Not only does the repeatability of recordings provide accessibility and convenience but also enable a particular gratifying listening experience that allows one to be nostalgic and deeply moved without the awkwardness that might arise in a social context.
As you can see, Eisenberg and Clarke both demonstrate that the evolution of recordings has impacted the ways in which one engages with solitary listening in the forms of catharsis, social interaction, and repeatability in the listening experience. The knowledge I gained from Eisenberg and Clarke prompted and aided me to conduct a series of interviews (https://wordpress.clarku.edu/musicresearch/) with a diverse group of working professionals in the music industry and scholars to better understand how the role of catharsis, social interaction, and repeatability of music manifest in listeners today. The interviews I did exhibit all of these various characteristics however; two individuals in particular exhibited that it is possible for catharsis to manifest in different distinctive behaviors. In here interview with me, the gifted writer, Sam Reed explained that she incorporates music everyday into her life however; she particularly uses catharsis as a way to fuel her creativity when writing. Reed stated:
Music and words inhabit the same place for me, I have lived my life by them; words are what I do, they are my outlet, how I make a living, what I hope to be my career; music is my heartbeat for that. Music is such an enlightened thing, it is universal, you can hear songs in a language you don’t understand and still intuit what is being said just from how the song is put together, the inflection, the tempo, the base. Khalil Gibran, one of my favorite poets, said ‘Music is the language of the Spirit’. I think that sum it up perfectly.

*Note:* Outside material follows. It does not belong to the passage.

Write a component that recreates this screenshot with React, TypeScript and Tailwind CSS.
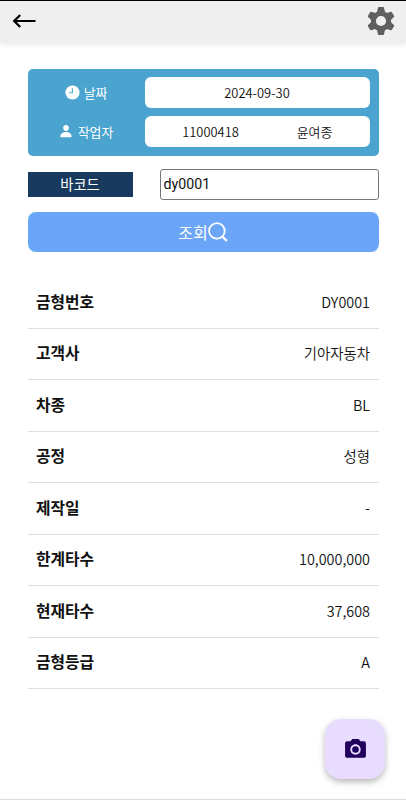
import { useState } from "react";
import { MdCameraAlt } from "react-icons/md";
import { IoPerson } from "react-icons/io5";

const moldInfo = [
    { label: "금형번호", value: "DY0001" },
    { label: "고객사", value: "기아자동차" },
    { label: "차종", value: "BL" },
    { label: "공정", value: "성형" },
    { label: "제작일", value: "-" },
    { label: "한계타수", value: "10,000,000" },
    { label: "현재타수", value: "37,608" },
    { label: "금형등급", value: "A" },
];

const toothAngles = [0, 60, 120, 180, 240, 300];

function BackIcon() {
    return (
        <svg width="24" height="14" viewBox="0 0 24 14" fill="none" stroke="#000">
            <path d="M2 7H23.5" strokeWidth="2" />
            <path d="M8.2 1L2.2 7L8.2 13" strokeWidth="2.3" />
        </svg>
    );
}

function GearIcon() {
    return (
        <svg width="28" height="28" viewBox="-14 -14 28 28" fill="#5f5f5f">
            <circle r="7.6" fill="none" stroke="#5f5f5f" strokeWidth="5" />
            {toothAngles.map((angle) => (
                <path key={angle} transform={`rotate(${angle})`} d="M-4.2 -8L-3 -13.2Q-2.9 -13.9 -2.2 -13.9H2.2Q2.9 -13.9 3 -13.2L4.2 -8Z" />
            ))}
        </svg>
    );
}

function ClockIcon() {
    return (
        <svg width="15" height="15" viewBox="0 0 15 15" fill="none">
            <circle cx="7.5" cy="7.5" r="7.1" fill="#fff" />
            <path d="M7.4 3.3V7.7H4.2" stroke="#4aa4cf" strokeWidth="1.1" />
        </svg>
    );
}

function SearchIcon() {
    return (
        <svg width="20" height="20" viewBox="0 0 20 20" fill="none" stroke="#fff" strokeWidth="1.8">
            <circle cx="8.9" cy="8.9" r="7.8" />
            <path d="M14.7 14.9L18.8 19" strokeWidth="2.2" />
        </svg>
    );
}

function Header() {
    return (
        <header className="flex h-[43px] items-center justify-between border-t border-black bg-[#efefef] pl-3 pr-[11px] shadow-[0_2px_5px_rgba(0,0,0,0.08)]">
            <button className="-mt-0.5" aria-label="back">
                <BackIcon />
            </button>
            <button className="-mt-0.5" aria-label="settings">
                <GearIcon />
            </button>
        </header>
    );
}

function WorkerPanel() {
    return (
        <section className="flex flex-col gap-2 rounded-[5px] bg-[#4aa4cf] py-[8.25px] pr-[9px] text-[12.9px] font-[350]">
            <div className="flex h-[31px] items-center">
                <div className="flex w-[117px] items-center justify-center gap-1 pb-px font-normal text-white">
                    <ClockIcon />
                    <span>날짜</span>
                </div>
                <div className="flex h-full flex-1 items-center justify-center rounded-[6px] bg-white pb-px">2024-09-30</div>
            </div>
            <div className="flex h-[31px] items-center">
                <div className="flex w-[117px] items-center justify-center gap-[5px] pb-px font-normal text-white">
                    <IoPerson size={14} />
                    <span>작업자</span>
                </div>
                <div className="flex h-full flex-1 items-center rounded-[6px] bg-white pb-px">
                    <span className="w-[132px] text-center">11000418</span>
                    <span className="w-[76px] text-center">윤여종</span>
                </div>
            </div>
        </section>
    );
}

function App() {
    const [barcode, setBarcode] = useState("dy0001");

    return (
        <div className="flex h-[800px] w-[406px] flex-col border-b border-[#dcdcdc] bg-white font-['Noto_Sans_CJK_KR',sans-serif] text-[#111]">
            <Header />
            <main className="px-[27.5px] pt-[26px]">
                <WorkerPanel />

                <div className="mt-[13.5px] flex items-center justify-between">
                    <div className="flex h-[25px] w-[105px] items-center justify-center bg-[#193a5f] pb-px text-[14.3px] text-white">바코드</div>
                    <input
                        className="h-[31px] w-[219px] rounded-[3px] border border-[#767676] px-[3px] pb-px font-[Roboto,sans-serif] text-[14.2px] outline-none"
                        value={barcode}
                        onChange={(e) => setBarcode(e.target.value)}
                    />
                </div>

                <button className="mt-3 flex h-10 w-full items-center justify-center rounded-lg bg-[#6ba5f8] pb-px text-[16px] text-white">
                    조회
                    <SearchIcon />
                </button>

                <dl className="mt-[25px]">
                    {moldInfo.map(({ label, value }) => (
                        <div key={label} className="flex h-[51.5px] items-center justify-between border-b border-[#dedede] px-[8.5px] pb-px">
                            <dt className="text-[15.8px] font-bold">{label}</dt>
                            <dd className="text-[14.4px] font-[350]">{value}</dd>
                        </div>
                    ))}
                </dl>
            </main>

            <button
                className="ml-auto mr-[21px] mt-[30px] flex size-[60px] items-center justify-center rounded-[16px] bg-[#e8ddff] shadow-[0_3px_6px_rgba(0,0,0,0.28)]"
                aria-label="camera"
            >
                <MdCameraAlt size={25} color="#21005d" />
            </button>
        </div>
    );
}

export default App;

Reed may incorporate music into her daily life including her house, her car, walking down the street, in the shower, and even simultaneously while watching television yet, she solely chooses a cathartic experience to deeply affect her creative process in the midst of her craft.
Edwin Barnett, MD on the other hand, is quite different in his listening practices of choice. Barnett relatively older than Reed grew up listening to jazz records at the young age of nine years old. It became a ritual every Friday and Saturday night with his father that developed into his adulthood. Barnett stated:
It was his ritual on two weekday nights but especially on Friday and Saturday nights. He would listen to a stack of 40 records at a time, continually stacking the records on top of each other. He never put the individual records back in their sleeves; that was my job to do on Sunday night. I loved to look at each record in the stack, wondering what it sounded like.
Barnett’s love of music started with the connection with his father. To this day, Barnett’s evenings after longs days of hard work at the Harlem Hospital in New York City similarly revolve around the ritual of listening to jazz on an LP record like his father. Unlike many listeners, Barnett actively listens in the privacy of his own home as a means of escape rather than an ignition of creativity.